Shooting the El Presidente drill

The El Presidente is a good reality check on your ability to make the shot when it counts.

However, that doesn’t mean you should dawdle while shooting this drill. Faster times lead to better scores. Taking too long to get a perfect center-chest shot can drastically affect your scores.

Jeff Cooper said that if a person is getting center-chest shots with each hit, that shooter needs to pick up the pace and shoot quicker. The point of the El Presidente drill isn’t to teach you how to shoot bullseyes. Rather, the point is to teach you how to make combat-effective hits on a target in as little time as possible. Taking all the time in the world to make each shot can affect your scores as much as missing a shot does. So, shoot straight, and do so quickly. 

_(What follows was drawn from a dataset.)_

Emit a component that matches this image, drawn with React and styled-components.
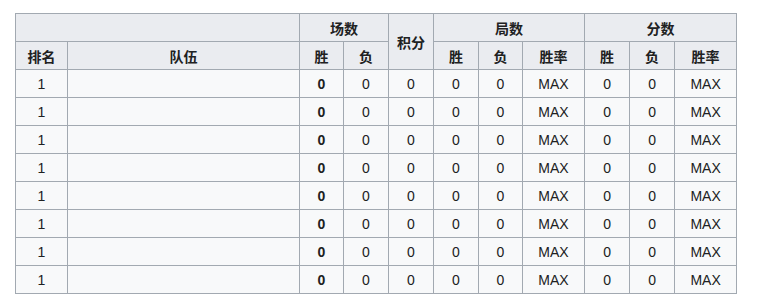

Scoring The El Presidente Drill

The Gunsite method of scoring an El Presidente is to set a ten second par time. Go with twelve seconds if you’re shooting a revolver.

Award five points for every hit in the upper chest region of the target and two points for all other hits on the target. That means the best possible score is 60. Five points are added to the score for every full second under 10 seconds. However, five points are deducted for every full second over 10. Remember when I said “don’t dawdle?” There’s a reason for that. A good shooter should be able to score 40 points on this drill. Great shooters will score 50 or more. In case you are wondering, I shot a 38 on this drill at Gunsite.

Your Skills Check Just Bounced

Created as a benchmark test for a presidential guard, the El Presidente drill is still a useful standard to gauge your progress with a pistol. It combines speed, accuracy, and gun-handling into one tidy little drill that allows you to measure your growth as a marksman. It’s also a drill that has a long history with the practical shooting community. This history makes it one of the best-known and most-used drills around.